• Goal:
Do any lines in the data below contain "index"? If so, copy every one of them.

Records
* * * * * * * * *

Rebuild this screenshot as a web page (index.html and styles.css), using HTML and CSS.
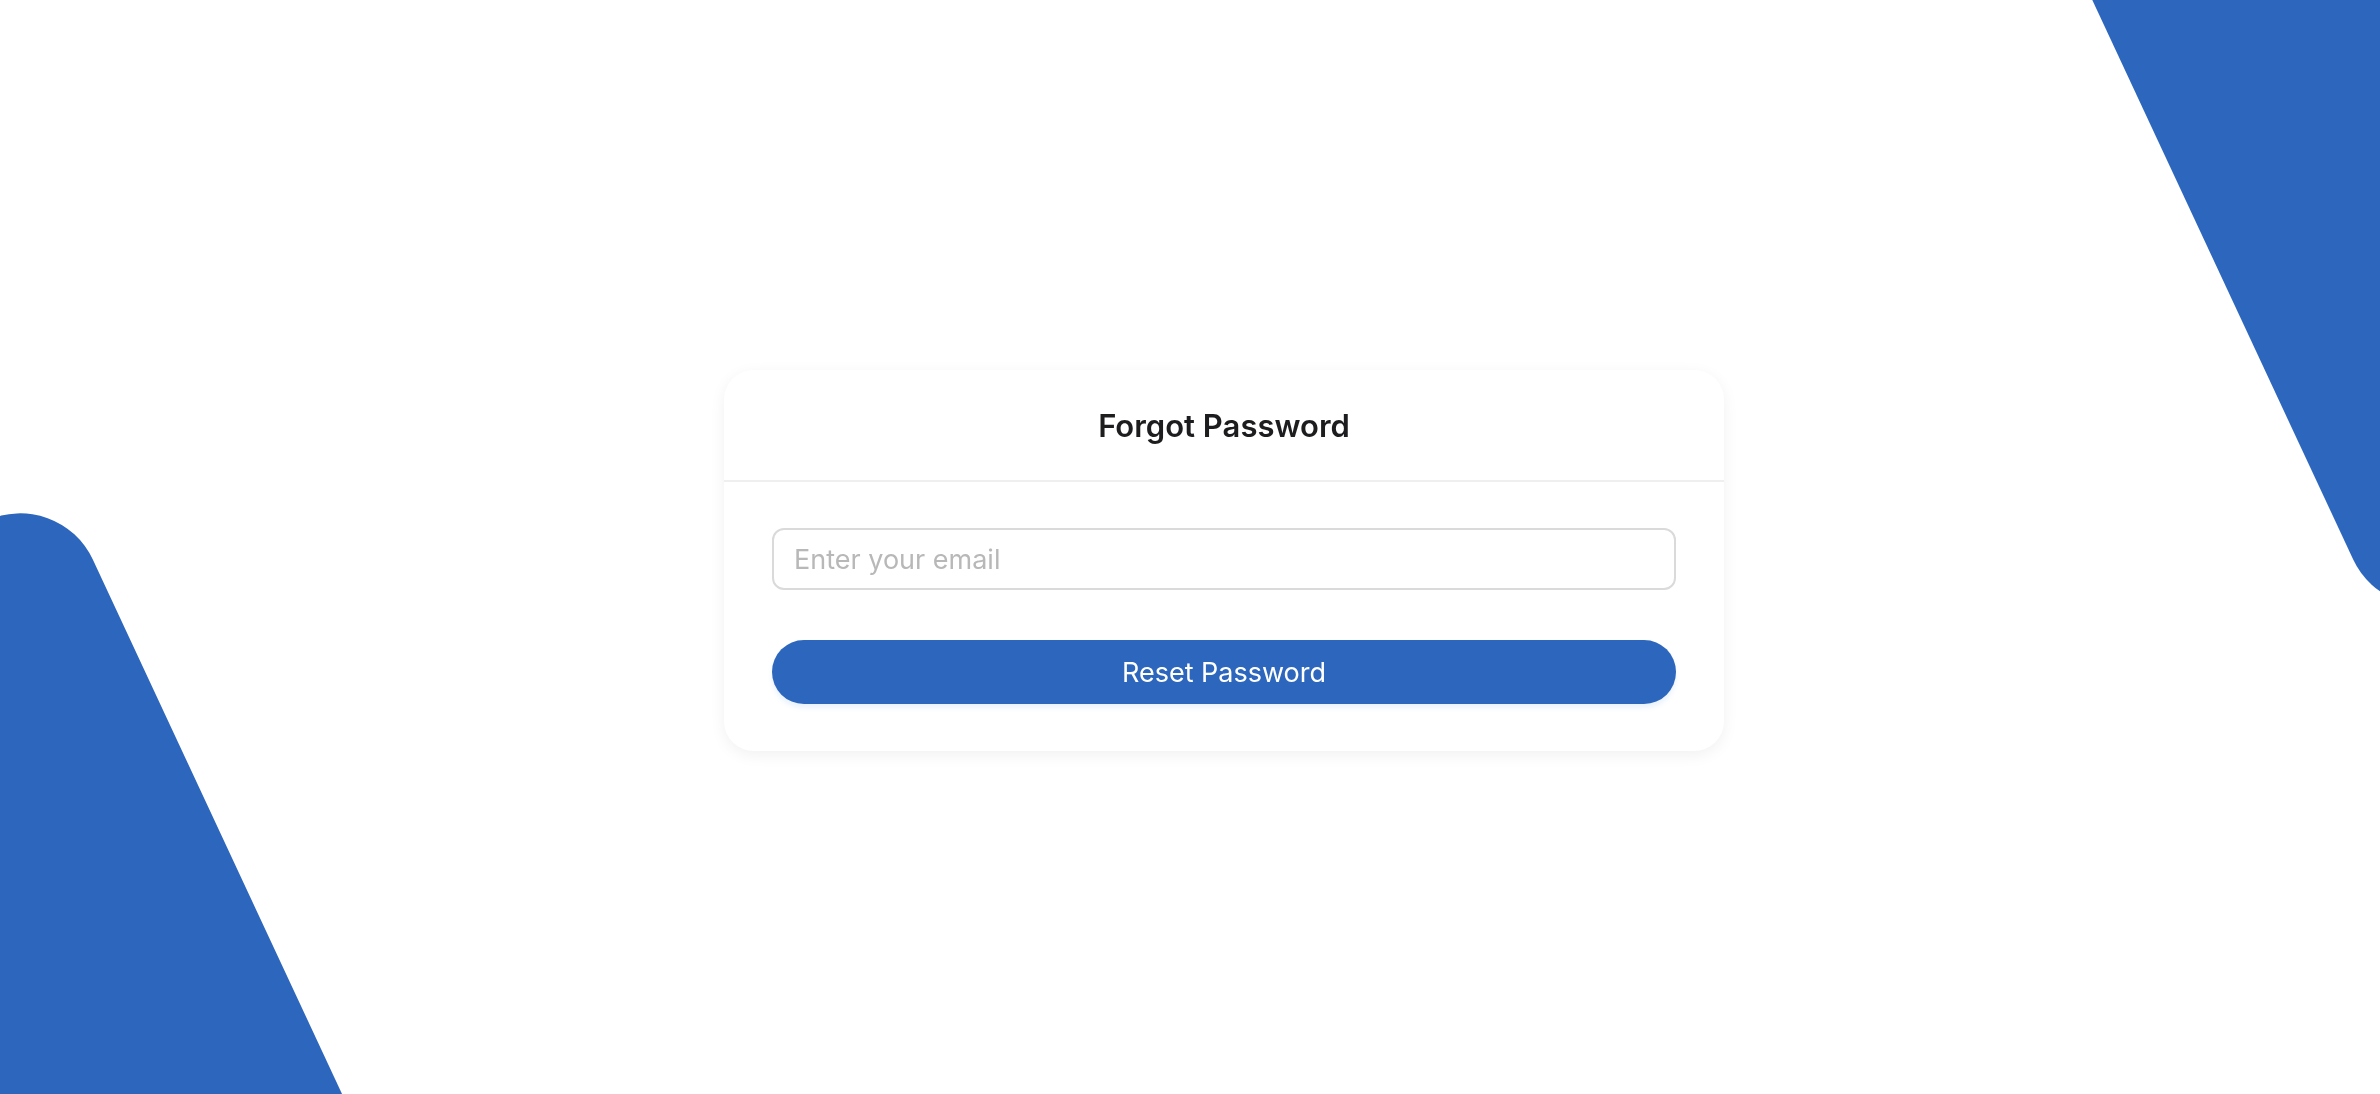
FILE: index.html
```html
<!DOCTYPE html>
<html lang="en">
<head>
    <meta charset="UTF-8">
    <meta name="viewport" content="width=device-width, initial-scale=1.0">
    <title>Forgot Password</title>
    <link rel="stylesheet" href="styles.css">
</head>
<body>
    <div class="backdrop">
        <div class="shape shape-left"></div>
        <div class="shape shape-right"></div>
    </div>

    <main class="page">
        <div class="card">
            <div class="card-header">
                <h2>Forgot Password</h2>
            </div>
            <form class="card-body" onsubmit="return false;">
                <input type="email" class="email-input" placeholder="Enter your email">
                <button type="submit" class="reset-btn">Reset Password</button>
            </form>
        </div>
    </main>
</body>
</html>
```

FILE: styles.css
```css
html, body {
    margin: 0;
    height: 100%;
}

body {
    font-family: Inter, "Noto Sans", Arial, sans-serif;
    background-color: #fff;
    color: #1d1d1f;
    overflow: hidden;
}

/* background shapes */
.backdrop {
    position: fixed;
    top: 0;
    left: 0;
    right: 0;
    bottom: 0;
    overflow: hidden;
    z-index: 0;
}

.shape {
    position: absolute;
    width: 700px;
    height: 900px;
    background-color: #2d66bd;
    border-radius: 0;
}

.shape-left {
    left: -641px;
    top: 487px;
    border-top-right-radius: 80px;
    transform-origin: top right;
    transform: rotate(-25deg);
}

.shape-right {
    left: 2387px;
    top: -268px;
    border-bottom-left-radius: 80px;
    transform-origin: bottom left;
    transform: rotate(-25deg);
}

.page {
    position: relative;
    z-index: 1;
    height: 100%;
    box-sizing: border-box;
    display: flex;
    align-items: center;
    justify-content: center;
    padding: 27px 0 0 68px;
}

.card {
    width: 1000px;
    background-color: #fff;
    border-radius: 30px;
    box-shadow: 0 4px 16px rgba(0, 0, 0, 0.06);
}

.card-header {
    height: 110px;
    display: flex;
    align-items: center;
    justify-content: center;
    border-bottom: 2px solid #efefef;
}

.card-header h2 {
    margin: 0;
    font-size: 31px;
    font-weight: 600;
    color: #1d1d1f;
}

.card-body {
    display: flex;
    flex-direction: column;
    gap: 50px;
    padding: 46px 48px 47px;
}

.email-input {
    height: 62px;
    box-sizing: border-box;
    padding: 0 20px;
    border: 2px solid #dadada;
    border-radius: 12px;
    font-family: inherit;
    font-size: 27px;
    color: #333;
    outline: none;
}

.email-input::placeholder {
    color: #b8b8b8;
}

.reset-btn {
    height: 64px;
    border: none;
    border-radius: 32px;
    background-color: #2d66bd;
    color: #fff;
    font-family: inherit;
    font-size: 27px;
    cursor: pointer;
    box-shadow: 0 4px 5px rgba(45, 130, 230, 0.1);
}

.reset-btn:hover {
    background-color: #285ba9;
}
```
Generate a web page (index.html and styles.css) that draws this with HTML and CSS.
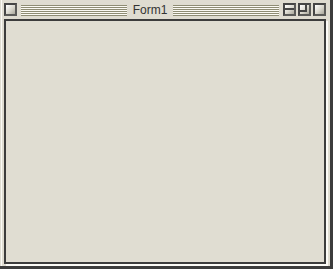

* * * * * * * * *

• Task solution:
Rebuild this screenshot as a web page (index.html and styles.css), using HTML and CSS.
FILE: index.html
    z-index: 0;
    z-index: 1;
Generate a web page (index.html and styles.css) that draws this with HTML and CSS.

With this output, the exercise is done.